ZG : La mobilisation de la semaine dernière n’était qu’un tour de chauffe. Nous essayons de faire en sorte que les lycéens professionnels soient informés les premiers sur cette loi.

MP : Je pense qu’ils étaient très occupés car ils sont en stage. Pour le coup, ils n’ont pas le droit de grève et s’ils s’absentent, cela n’a pas le même impact pour eux.

90 lycées sur 2.500 mobilisés la semaine dernière, ce n’est pas énorme. Vous vous attendez à plus pour les prochaines journées d’action ?

ZG : On ne connaît jamais les chiffres à l’avance, mais on sait que le mouvement prend de l’ampleur. On a des retours de lycéens au niveau national, qui nous disent que le débat prend de plus en plus de place au sein de leur lycée.

MP : Pour la manif du 9 mars 2016, la zone C venait de rentrer de vacances depuis deux jours. Il était plus difficile de s’organiser. Actuellement, les mobilisations sont de plus en plus organisées au sein des établissements, notamment grâce aux AG. Pour rappel, la mobilisation contre le CPE ne s’est pas faite en un jour.

Quelle mesure vous gêne le plus dans cette loi ?

ZG : C’est le fond de ce texte et comment il a été conçu dès le départ. C’est pourquoi on demande le retrait pur et simple. Les jeunes se mobiliseront jusqu’au bout, on ne lâchera pas l’affaire.

MP : C’est un ras-le-bol général de la jeunesse. Depuis l’état d’urgence, la déchéance de nationalité et même avant. On est précarisé depuis le lycée avec des classes et des amphis surchargés, sans garantie plus tard. L’État devrait plutôt mettre les moyens sur la formation. Ce projet est une coquille vide. Malgré les changements apportés, la philosophie reste la même. Les moyens sont mis à disposition du patronat et quand on arrivera sur le marché du travail, on sera traité comme "de la masse".

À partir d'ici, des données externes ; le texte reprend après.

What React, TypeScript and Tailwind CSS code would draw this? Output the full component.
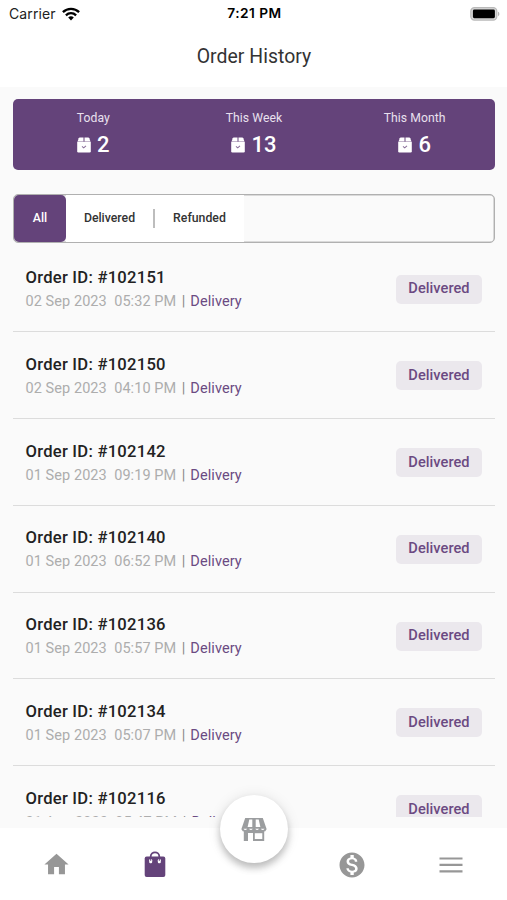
import { MdHome, MdMonetizationOn } from "react-icons/md";

const STATS = [
  { label: "Today", value: 2 },
  { label: "This Week", value: 13 },
  { label: "This Month", value: 6 },
];

const ORDERS = [
  { id: 102151, date: "02 Sep 2023", time: "05:32 PM" },
  { id: 102150, date: "02 Sep 2023", time: "04:10 PM" },
  { id: 102142, date: "01 Sep 2023", time: "09:19 PM" },
  { id: 102140, date: "01 Sep 2023", time: "06:52 PM" },
  { id: 102136, date: "01 Sep 2023", time: "05:57 PM" },
  { id: 102134, date: "01 Sep 2023", time: "05:07 PM" },
  { id: 102116, date: "31 Aug 2023", time: "05:47 PM" },
];

function WifiIcon() {
  return (
    <svg viewBox="0 0 18 14" className="h-[14px] w-[18px]" fill="none" stroke="#000" strokeWidth="2.3">
      <path d="M0.9 5.1C5.4 0.7 12.6 0.7 17.1 5.1" />
      <path d="M3.9 8.3C6.8 5.5 11.2 5.5 14.1 8.3" />
      <path d="M6.2 10.5C7.9 8.9 10.1 8.9 11.8 10.5L9 13.4Z" fill="#000" stroke="none" />
    </svg>
  );
}

function BatteryIcon() {
  return (
    <svg viewBox="0 0 30 14" className="h-[14px] w-[30px]">
      <rect x="0.8" y="0.7" width="26" height="12.4" rx="3.6" fill="#d8d8d8" stroke="#b9b9b9" strokeWidth="1.2" />
      <rect x="2.9" y="2.6" width="22" height="8.6" rx="1.4" fill="#000" />
      <path d="M28 4.8C29.8 5.4 29.8 8.6 28 9.2Z" fill="#b5b5b5" />
    </svg>
  );
}

function PackageIcon() {
  return (
    <svg viewBox="0 0 14 16" className="h-4 w-[14px]" fill="#fff">
      <path d="M2.8 0.5H6.5V4.4H0.6L1.7 1.3Q2 0.5 2.8 0.5Z" />
      <path d="M7.5 0.5H11.2Q12 0.5 12.3 1.3L13.4 4.4H7.5Z" />
      <path d="M0.2 4.7H13.8V14.2Q13.8 15.4 12.6 15.4H1.4Q0.2 15.4 0.2 14.2Z" />
      <path d="M5 9.4L6.7 10.8L9 8.8" fill="none" stroke="#8b719b" strokeWidth="1.1" />
    </svg>
  );
}

function BagIcon() {
  return (
    <svg viewBox="0 0 22 27" className="h-[27px] w-[22px]">
      <path d="M6.7 7V5.5C6.7 0 15.3 0 15.3 5.5V7" fill="none" stroke="#64437a" strokeWidth="1.8" />
      <path d="M2.6 5.5H19.4Q21.3 5.5 21.3 7.4V24Q21.3 26 19.4 26H2.6Q0.7 26 0.7 24V7.4Q0.7 5.5 2.6 5.5Z" fill="#64437a" />
      <rect x="5.2" y="8" width="3" height="4.2" rx="1.2" fill="#fff" />
      <rect x="13.8" y="8" width="3" height="4.2" rx="1.2" fill="#fff" />
      <path d="M6.7 6V9.8M15.3 6V9.8" stroke="#64437a" strokeWidth="1.1" />
    </svg>
  );
}

function StoreIcon() {
  return (
    <svg viewBox="0 0 26 25" className="h-[25px] w-[26px]">
      <path d="M4.2 1H21.8L25.4 11.6V12.4Q24.6 14.6 22.6 14.6H3.4Q1.4 14.6 0.6 12.4V11.6Z" fill="#9b9d9f" />
      <path d="M8.3 2.6H11.3V10H6.6ZM14.7 2.6H17.7L19.4 10H14.7Z" fill="#fff" />
      <path
        d="M2.4 11.8H6.2Q4.3 14.4 2.4 11.8ZM8 11.8H11.8Q9.9 14.4 8 11.8ZM14.2 11.8H18Q16.1 14.4 14.2 11.8ZM19.8 11.8H23.6Q21.7 14.4 19.8 11.8Z"
        fill="#fff"
      />
      <path d="M2.8 14H23.2V24H12V16H7V24H2.8Z" fill="#9b9d9f" />
      <path d="M13.8 16.2H21.3V22H13.8Z" fill="#fff" />
    </svg>
  );
}

function MenuIcon() {
  return (
    <svg viewBox="0 0 24 18" className="h-[18px] w-6">
      <path d="M0.5 2.5H23.5M0.5 8.9H23.5M0.5 15.3H23.5" stroke="#979797" strokeWidth="2.2" />
    </svg>
  );
}

function OrderRow({ id, date, time }: { id: number; date: string; time: string }) {
  return (
    <div className="flex h-[86.75px] shrink-0 items-start justify-between border-b border-[#dcdcdc] pr-[13px] pl-[12.5px] pt-[20.5px]">
      <div className="pt-[2px] whitespace-pre">
        <div className="text-[16.6px] leading-[20px] font-medium tracking-[0.25px] text-[#222]">Order ID: #{id}</div>
        <div className="mt-1 text-[14.5px] leading-5 tracking-[0.07px] text-[#adadad]">
          {date}
          {"  "}
          {time}
          <span className="mr-[5px] ml-[5.5px] text-[#888]">|</span>
          <span className="text-[#6b4a82]">Delivery</span>
        </div>
      </div>
      <span className="mt-[8.5px] flex h-[29px] w-[86px] items-center justify-center rounded-[5px] bg-[#ebe8ed] text-[14.6px] font-medium tracking-[0.05px] text-[#6b4a82]">
        Delivered
      </span>
    </div>
  );
}

export default function App() {
  return (
    <div className="flex h-[900px] w-[507px] flex-col overflow-hidden bg-white font-['Roboto',sans-serif]">
      <header className="h-[87px] shrink-0">
        <div className="grid h-[27px] grid-cols-3 items-center pr-[7px] pl-[9px] font-['Inter',sans-serif] text-[14px] text-black">
          <div className="flex items-center gap-[6px]">
            <span className="tracking-[0.1px] text-[#222]">Carrier</span>
            <WifiIcon />
          </div>
          <span className="text-center text-[13.7px] font-semibold tracking-[0.5px]">7:21 PM</span>
          <div className="flex justify-end">
            <BatteryIcon />
          </div>
        </div>
        <h1 className="mt-[16px] pl-px text-center text-[19.4px] leading-7 tracking-[0.04px] text-[#333]">Order History</h1>
      </header>

      <main className="flex h-[741px] shrink-0 flex-col bg-[#fafafa] px-[13px] pt-[11.5px] pb-[11px]">
        <section className="grid h-[71px] w-[482px] shrink-0 grid-cols-3 rounded-[5px] bg-[#64437a] text-white">
          {STATS.map((s) => (
            <div key={s.label} className="flex flex-col items-center pt-[11.4px]">
              <span className="text-[12.2px] leading-4 tracking-[0.05px] text-[#e9e0ee]">{s.label}</span>
              <div className="mt-[7.6px] flex items-center gap-[6px]">
                <PackageIcon />
                <span className="text-[22px] leading-6 font-medium">{s.value}</span>
              </div>
            </div>
          ))}
        </section>

        <div className="mt-[24.5px] flex h-[49px] w-[482px] shrink-0 rounded-[5px] border border-[#b0b0b0] text-[12.3px] font-medium text-[#333] shadow-[inset_0_0_0_0.5px_#b9b9b9]">
          <button className="w-[52px] rounded-[5px] bg-[#64437a] text-white">All</button>
          <div className="flex w-[178px] items-center bg-white">
            <button className="w-[87px]">Delivered</button>
            <span className="h-[19px] w-[2px] bg-[#bdbdbd]" />
            <button className="w-[89px]">Refunded</button>
          </div>
        </div>

        <div className="mt-[2.5px] flex min-h-0 w-[482px] flex-1 flex-col overflow-hidden">
          {ORDERS.map((o) => (
            <OrderRow key={o.id} {...o} />
          ))}
        </div>
      </main>

      <nav className="relative grid h-[72px] shrink-0 grid-cols-5 items-center bg-white pt-px px-[7px] text-[#979797]">
        <div className="flex justify-center">
          <MdHome size={29} />
        </div>
        <div className="flex justify-center">
          <BagIcon />
        </div>
        {/* Raised store button over the bar */}
        <div className="absolute -top-[33px] left-[220px] flex h-[68px] w-[68px] items-center justify-center rounded-full bg-white shadow-[0_5px_7px_rgba(0,0,0,0.22),0_1px_14px_rgba(0,0,0,0.1)]">
          <StoreIcon />
        </div>
        <div className="col-start-4 flex justify-center">
          <MdMonetizationOn size={30} />
        </div>
        <div className="flex justify-center">
          <MenuIcon />
        </div>
      </nav>
    </div>
  );
}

Et la Garantie jeunes, qu’en pensez-vous ?

ZG : Le gouvernement a mis la Garantie jeunes dans ce projet de loi, justement pour faire une sorte de chantage aux jeunes. Elle aurait très bien pu être généralisée en dehors de ce projet de loi et de toute façon, il était déjà prévu qu’elle le soit. Aucun budget n’a été développé, c’est un effet d’annonce.

Jusqu’où irez-vous, sachant que le bac approche ?

ZG : Le bac ne concerne en premier lieu que les terminales, et les premières. Les lycéens ont de plus en plus conscience, que c’est beau d’avoir le bac et un diplôme. Mais si à la sortie, on nous propose un enchaînement de stages et des CDD totalement précaires, une entrée dans le monde du travail encore plus difficile, quel intérêt ?

MP : Le gouvernement a conscience de ces échéances. Il finira par flancher en voyant notre détermination. Il a les cartes en main s’il ne veut pas avoir une manifestation toutes les semaines.

Comment mobilisez-vous les troupes ?

ZB : Via les réseaux sociaux et le terrain. On met en avant le contact humain en allant tracter devant les lycées. En essayant de sensibiliser les jeunes et de répondre à leur questionnement. Il y a tout un travail avec nos contacts téléphoniques de lycéens qui veulent être tenus au courant de ce qui se passe. Un travail qui prend du temps, mais indispensable. Les jeunes doivent tous comprendre les enjeux de la réforme, et ils les comprennent de plus en plus.

Que répondez-vous à ceux qui disent des syndicats lycéens qu’ils sont sous l’influence des syndicats étudiants ?

ZB : Non, nous ne sommes absolument pas manipulés par qui que ce soit. On entend ça partout. Clairement, c’est quelque chose qui est fait pour décrédibiliser et minimiser les mouvements de jeunesse. Pas du tout, on a cerveau, on sait réfléchir par nous-même, prendre des décisions. On comprend quand notre avenir est en jeu, comme c’est le cas aujourd’hui.  

MP : Moi, cela m’a fait rire. Au départ, on nous a dit que ce projet ne concernait pas les jeunes. Puis, qu’il était là pour lutter contre la précarité des jeunes. Au final, la manipulation vient plus du gouvernement qu’autre chose…

Qui sont les syndicats lycéens ?

Les syndicats lycéens sont des organisations de jeunes. Ils portent les revendications des lycéens auprès des personnels de direction de l'établissement et des acteurs de l'éducation. Parmi eux, la FIDL (Fédération indépendante et démocratique lycéenne), le SGL (Syndicat général des lycéens) et l'UNL (Union nationale lycéenne) appellent tous à une mobilisation le jeudi 17 mars 2016 et demandent le retrait complet du projet de loi Travail.